Signatures of recurrent selection
We filtered the total VCF with annotations by SNPeff and retained only
non-synonymous (replacement) or synonymous (silent) SNPs. We then
compared these polymorphisms to the differences identified to D.
falleni and D. phalerata to polarize changes to specific
branches. Specifically, we sought to determine sites which are
polymorphic in our D. innubila populations or are substitutions
which fixed along the D. innubila branch of the phylogeny. We
used the counts of fixed and polymorphic silent and replacement sites
per gene to estimate McDonald-Kreitman-based statistics, specifically
direction of selection (DoS) (McDonald and Kreitman 1991;
Smith and Eyre-Walker 2002; Stoletzki and Eyre-Walker
2011). We also used these values in SnIPRE (Eilertson et
al. 2012), which reframes McDonald-Kreitman based statistics as a
linear model, taking into account the total number of non-synonymous and
synonymous mutations occurring in user defined categories to predict the
expected number of these substitutions and calculate a selection effect
relative to the observed and expected number of mutations
(Eilertson et al. 2012). We calculated the SnIPRE
selection effect for each gene using the total number of mutations on
the chromosome of the focal gene. Using FlyBase gene ontologies
(Gramates et al. 2017), we sorted each gene into a
category of immune gene or classed it as a background gene, allowing a
gene to be classed in multiple immune categories. We fit a GLM to
identify functional categories with excessively high estimates of
adaptation, considering multiple covariates:
\begin{equation}
Statistic\ \sim\ Population+Gene\ group+\left(Gene\ group*Population\right)+Chromosome+Chromosome:Position\nonumber \\
\end{equation}We then calculated the difference in each statistic between our focal
immune genes and a randomly sampled nearby (within 100kbp) background
gene, finding the average of these differences for each immune category
over 10000 replicates, based on (Chapman et al. 2019).

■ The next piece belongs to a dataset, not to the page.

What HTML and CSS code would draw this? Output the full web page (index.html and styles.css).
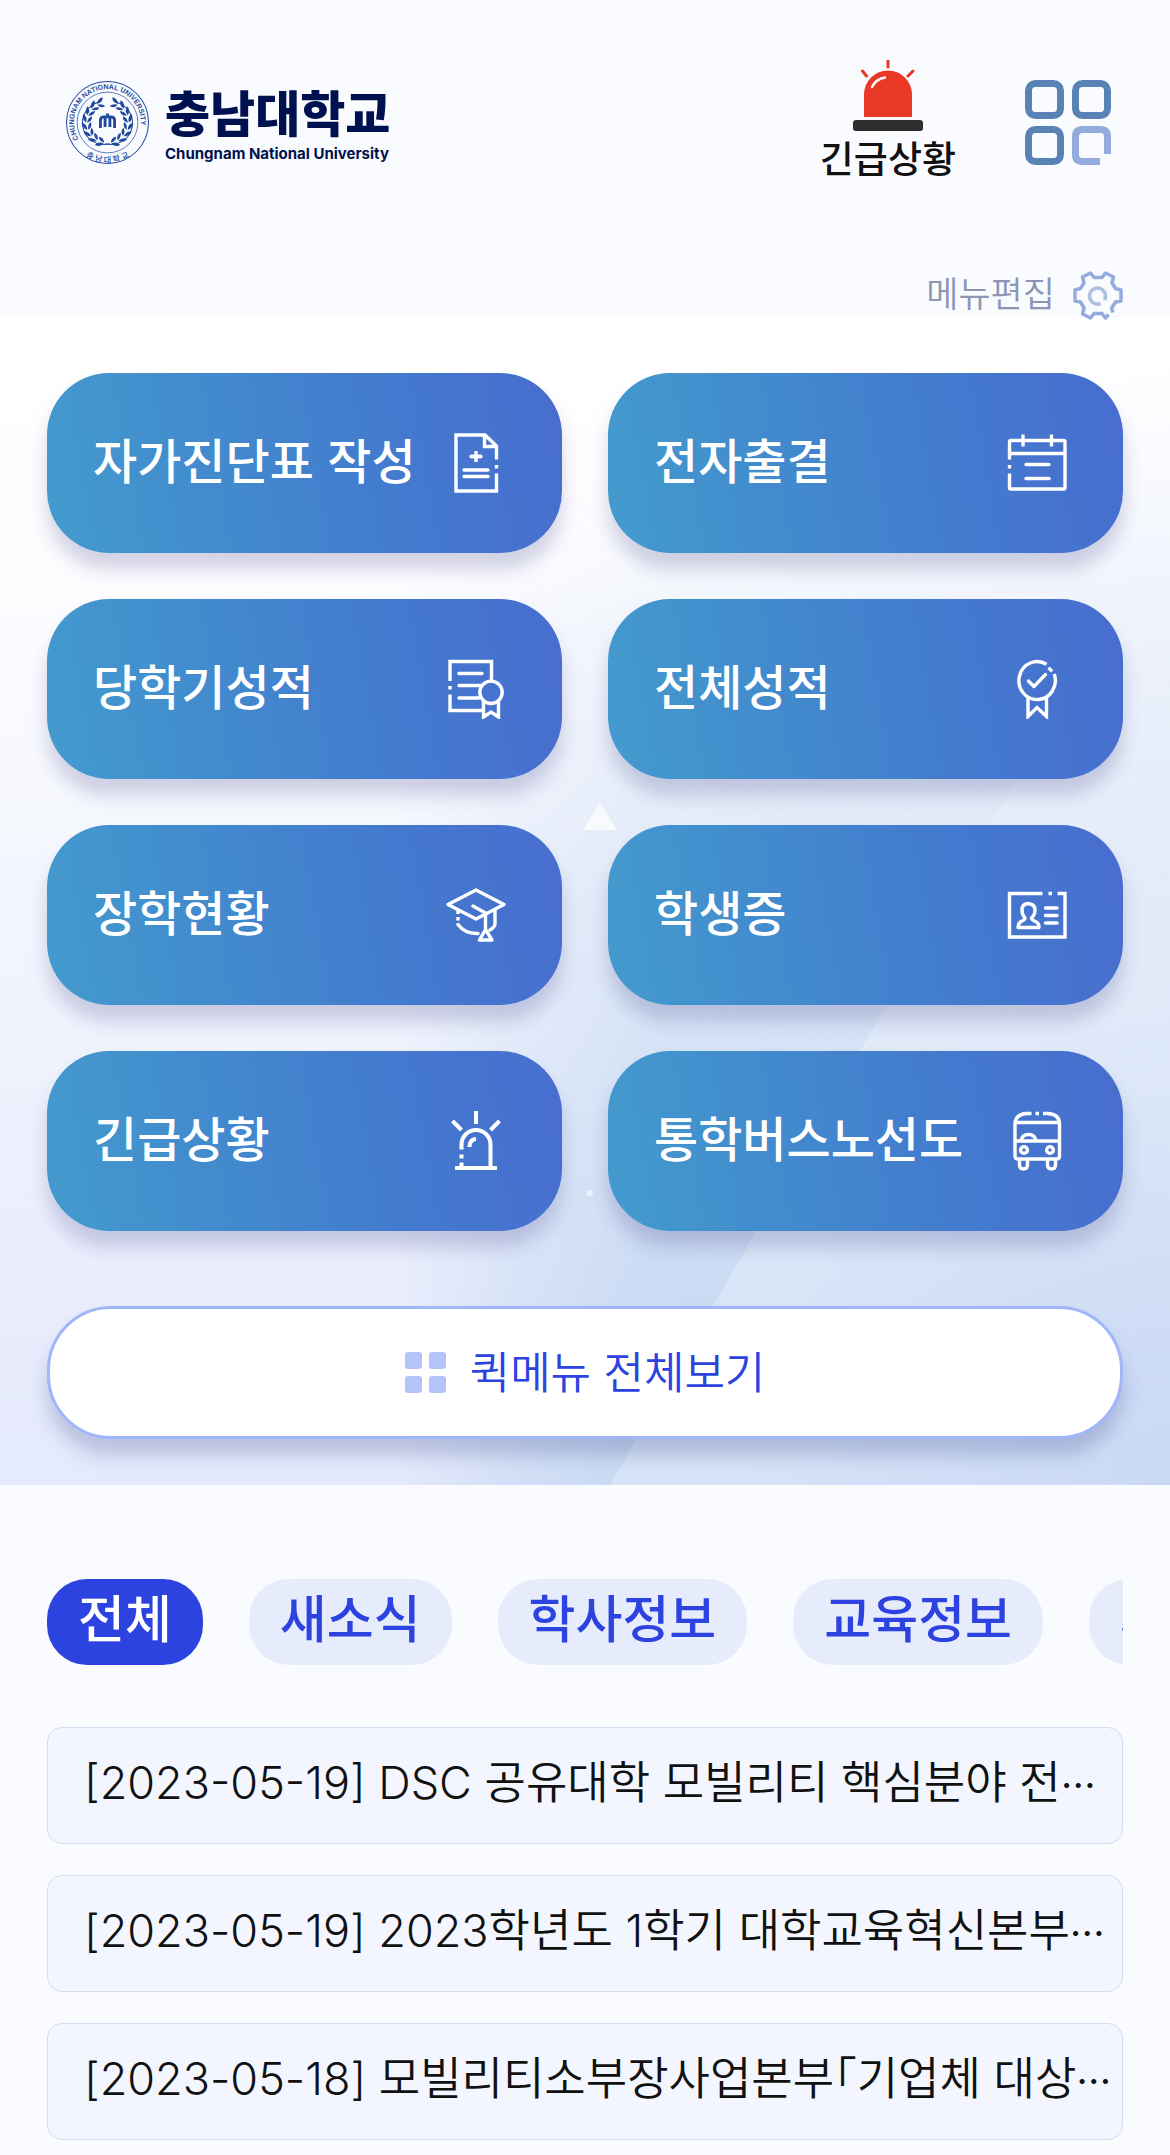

To confirm these results, we also used AsymptoticMK (Haller and
Messer 2017) to calculate asymptotic α for each gene category. We
generated the non-synonymous and synonymous site frequency spectrum for
each gene category, which we then used in AsymptoticMK to calculate
asymptotic α and a 95% confidence interval. We then used a permutation
test to assess if functional categories of interest showed a significant
difference in asymptotic α from the rest of categories.